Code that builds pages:
## begin

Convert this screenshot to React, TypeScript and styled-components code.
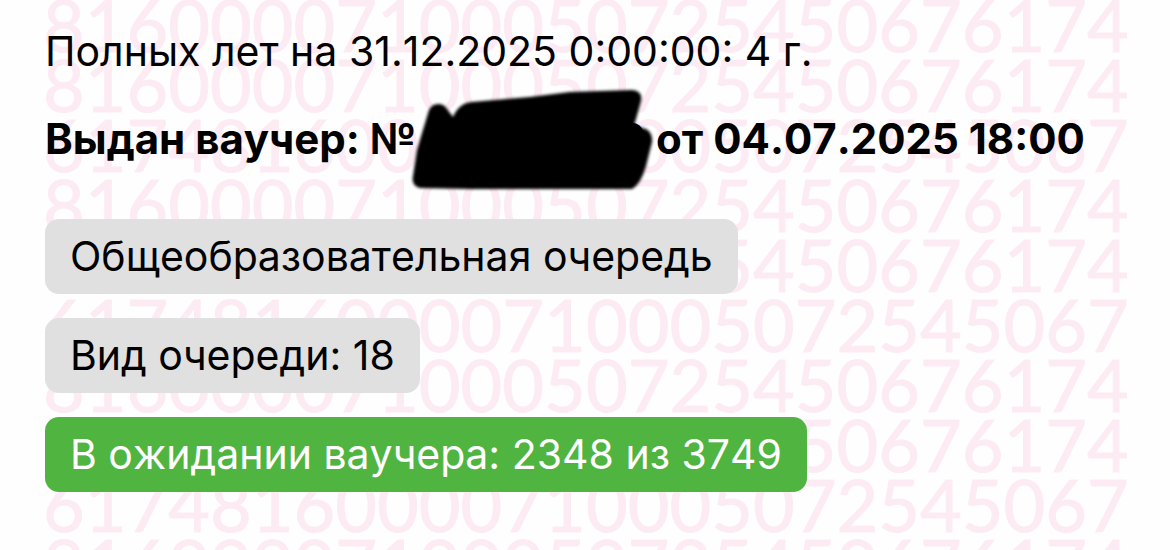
import React from "react";
import styled, { createGlobalStyle } from "styled-components";

const GlobalStyle = createGlobalStyle`
  * { box-sizing: border-box; }
  body {
    margin: 0;
    background: #fefefe;
    color: #000;
    font-family: Inter, "Liberation Sans", sans-serif;
  }
`;

const Page = styled.main`
  position: relative;
  overflow: hidden;
  min-height: 100vh;
  padding: 20px 45px 56px;
  font-size: 41px;
  font-kerning: none;
`;

const Watermark = styled.div`
  position: absolute;
  inset: -6px 43px 0;
  overflow: hidden;
  color: #fdebf4;
  -webkit-text-stroke: 1px #fdebf4;
  font-family: Lato, sans-serif;
  font-size: 72px;
  line-height: 60px;
  white-space: nowrap;
  user-select: none;
`;

const WatermarkRow = styled.div`
  height: 60px;
`;

const Content = styled.div`
  position: relative;
  display: flex;
  flex-direction: column;
  gap: 49px;
`;

const Stack = styled.div`
  display: flex;
  flex-direction: column;
  align-items: flex-start;
  gap: 24px;
`;

const Line = styled.p<{ $bold?: boolean }>`
  display: flex;
  margin: 0;
  font-size: ${(p) => (p.$bold ? 42 : 41)}px;
  font-weight: ${(p) => (p.$bold ? 700 : 400)};
  line-height: 63px;
  white-space: pre;
`;

const Hidden = styled.span`
  position: relative;
  width: 230px;
  text-align: right;
`;

const Scribble = styled.svg`
  position: absolute;
  left: -8px;
  top: -23px;
  width: 250px;
  height: 112px;
`;

const Chip = styled.div<{ $active?: boolean }>`
  padding: 5px 25px;
  border-radius: 14px;
  background: ${(p) => (p.$active ? "#50b440" : "#e0e0e0")};
  color: ${(p) => (p.$active ? "#fff" : "#000")};
  line-height: 65px;
`;

const LONG = "81600007100050725450676174";
const SHIFTED = "61748160000710005072545067";
const rows = Array.from({ length: 10 }, (_, i) => (i % 3 === 2 ? SHIFTED : LONG));

export default function App() {
  return (
    <Page>
      <GlobalStyle />
      <Watermark aria-hidden="true">
        {rows.map((digits, i) => (
          <WatermarkRow key={i}>{digits}</WatermarkRow>
        ))}
      </Watermark>
      <Content>
        <Stack>
          <Line>Полных лет на 31.12.2025 0:00:00: 4 г.</Line>
          <Line $bold>
            <span>Выдан ваучер: №</span>
            <Hidden>
              0
              <Scribble viewBox="408 84 250 112" aria-hidden="true">
                <defs>
                  <filter id="soft" x="-5%" y="-10%" width="110%" height="120%">
                    <feGaussianBlur stdDeviation="1.6" />
                  </filter>
                </defs>
                <path
                  filter="url(#soft)"
                  d="M429 110 Q432 104 438 104 Q444 104 447 109 L453 117 Q459 103 472 102 L530 97 L570 92 L632 90 Q643 91 641 101 L634 126 L646 129 Q653 133 652 142 L646 166 Q641 184 632 189 L470 189 L420 188 Q411 186 413 176 L417 150 Z"
                />
              </Scribble>
            </Hidden>
            <span> от 04.07.2025 18:00</span>
          </Line>
        </Stack>
        <Stack>
          <Chip>Общеобразовательная очередь</Chip>
          <Chip>Вид очереди: 18</Chip>
          <Chip $active>В ожидании ваучера: 2348 из 3749</Chip>
        </Stack>
      </Content>
    </Page>
  );
}
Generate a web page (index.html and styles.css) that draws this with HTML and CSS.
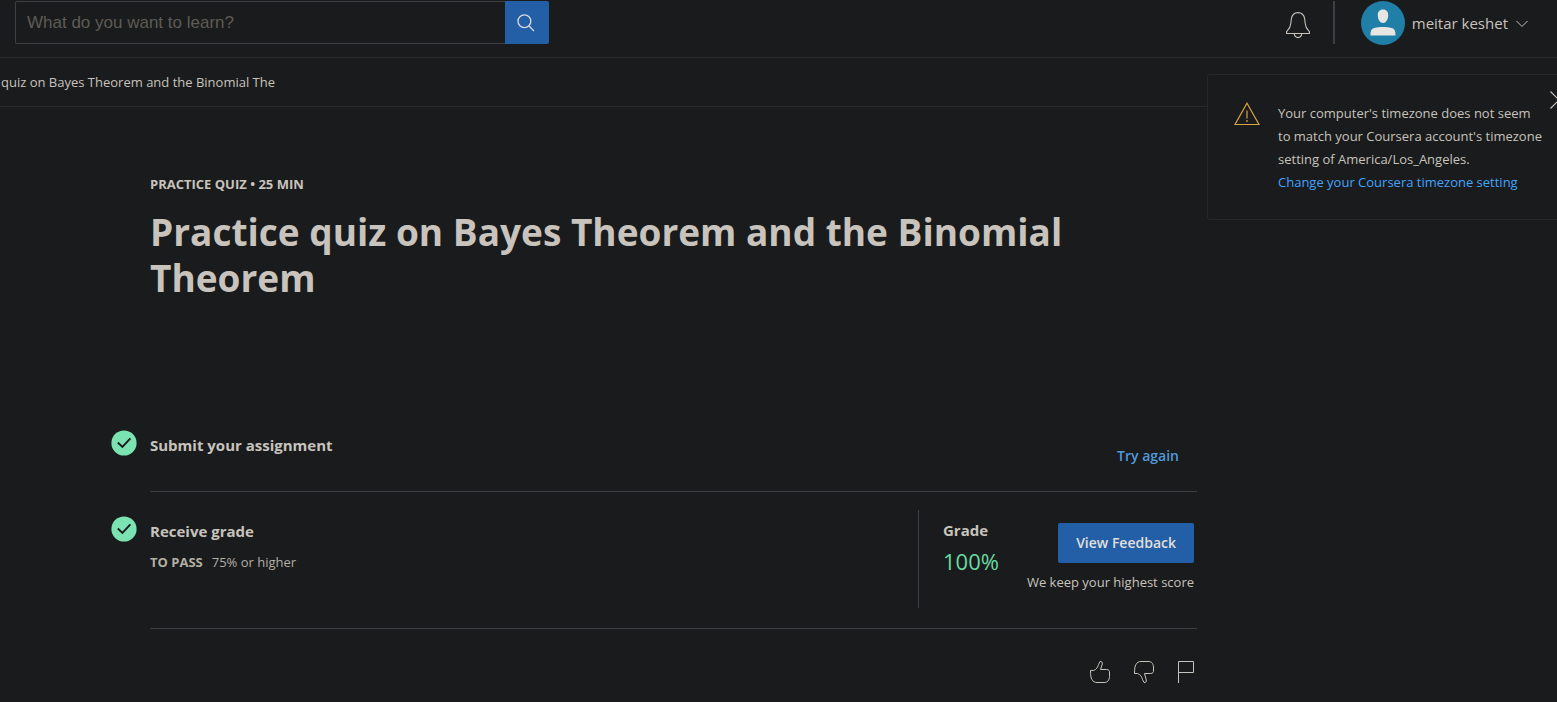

## end

◆ Short problem ◆
Filter the entries down to the lines with the word "this" in them.

◆ Solution to the problem ◆
Convert this screenshot to React, TypeScript and styled-components code.
Generate a web page (index.html and styles.css) that draws this with HTML and CSS.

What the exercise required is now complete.